And another couple weeks fly by, full of things that are only interesting and/or amusing to other parents. My Facebook is exhibiting total Perdita-fatigue: pictures of her get about a fourth of the likes they used to, and I know everyone's bored with Beatrice-the-mother, but I used to post about my dogs just as constantly and obsessively; it's just easier to roll one's eyes about it when it's a baby. It's not like I turned my professional landscape photography studio into a nursery and my thousand art-school followers were blindsided by the onslaught of baby candids. This is not a sea change in my personality here.
Anyway. She's standing on her own for up to seven seconds at a time, though she has no interest in assisted walking yet. Lots of signing for food. Lots of food in general - she's growing like a weed, including her hair, and it shows you how long I've had a pixie cut that the idea of letting my little girl's hair grow out honestly never crossed my mind. As soon as her hair started getting shaggy over the ears I complained that she needed a haircut, and couldn't figure out why people kept looking at me like I was insane, and finally I remembered that girls are supposed to have long hair. Fortunately Berowne, like a good sailor, knows how to braid, so that will be his responsibility. (And as soon as she's old enough to make her own decisions about her hair, she at least won't need to worry that her mother objects to cutting it off.)
We've had, as you've heard, some weather around here. The drifts are three feet high in the yard and there's another foot predicted for tomorrow. A lot of work and stress goes into dealing with this, but it's also good reading weather.
The latest books:
In the Kingdom of the Sick: A Social History of Chronic Illness in America, by Laurie Edwards. Not as interesting as I wanted it to be. There's too little exploration of the history of "imaginary" (and usually feminine) ailments, and too much personal-interview defensiveness. I just kept feeling that there was probably a more historical-context-centered, more scholarly, way for Edwards to handle each topic she brought up, and that was what I wanted to be reading.
The Age of Wonder: The Romantic Generation and the Discovery of the Beauty and Terror of Science, by Richard Holmes. This was a fascinating and wonderful book. It started a little slowly, but Holmes is great at a clear narrative which transmits enormous amounts of historical and scientific information in a completely accessible way, and I genuinely didn't want this book to end with the Romantic era: I wanted him to keep going well into the twentieth century. Great stuff.
Cold Cruel Winter, by Chris Nickson. The second in a mystery series set in eighteenth-century Leeds. I like them very much, and this one was especially fun to be reading on bitter cold nights with the wind howling outside. Fun because I am not in the eighteenth century in Leeds.
Calico Captive, by Elizabeth George Speare. I'd thought that I didn't read this one as a young 'un, but as soon as I opened it I realized that in fact I had. A quick re-read, with some astonishment at how incredibly and deliberately unlikable our heroine is - the other main characters are constantly appalled by her bigotry and shallowness - but general enjoyment.

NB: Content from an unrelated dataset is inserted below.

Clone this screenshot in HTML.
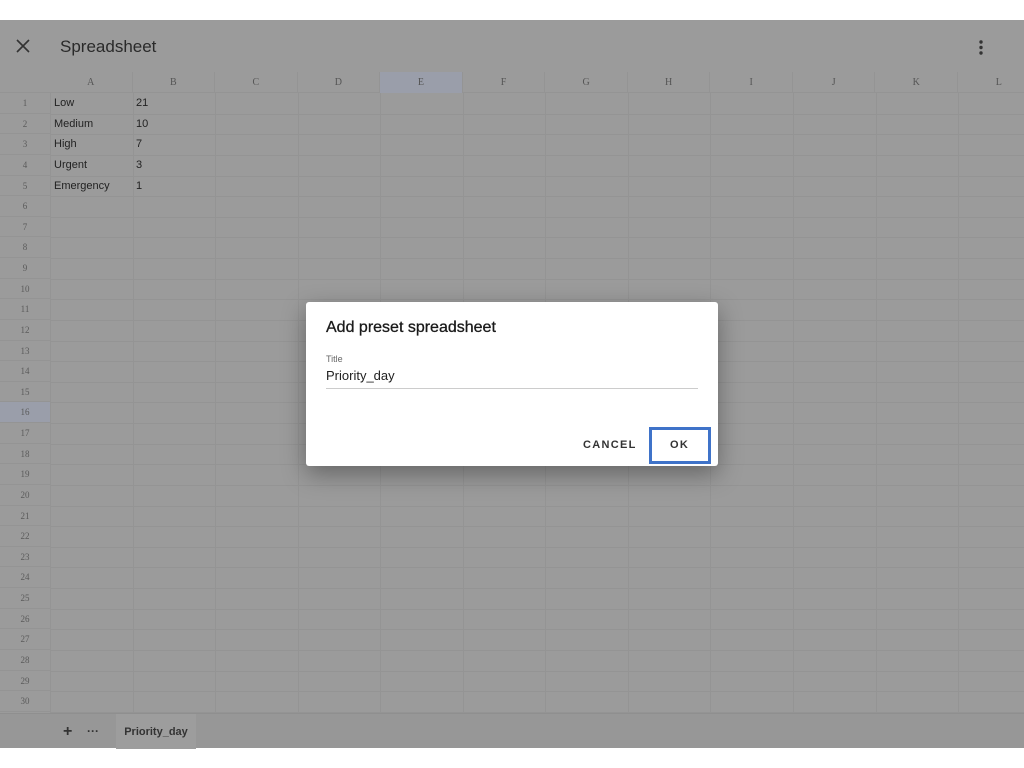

And now we are home from a delightful morning expedition which included our favorite breakfast place, our favorite museum, the chocolate shop, and a knitting store so that Berowne could obtain equipment and instructions to repair a favorite sweater of his. He's working on said project now, with Perdita pulling herself up on his knees and making her happy Balrog noises, and I'm going to make another cup of tea and read some more. Whether it will be the folksy eloquence of "I Can Share" or the heart-stopping thriller that is "Peekaboo Forest" remains to be seen.
May you all have a warm shelter against the season, and tea whenever you wish it.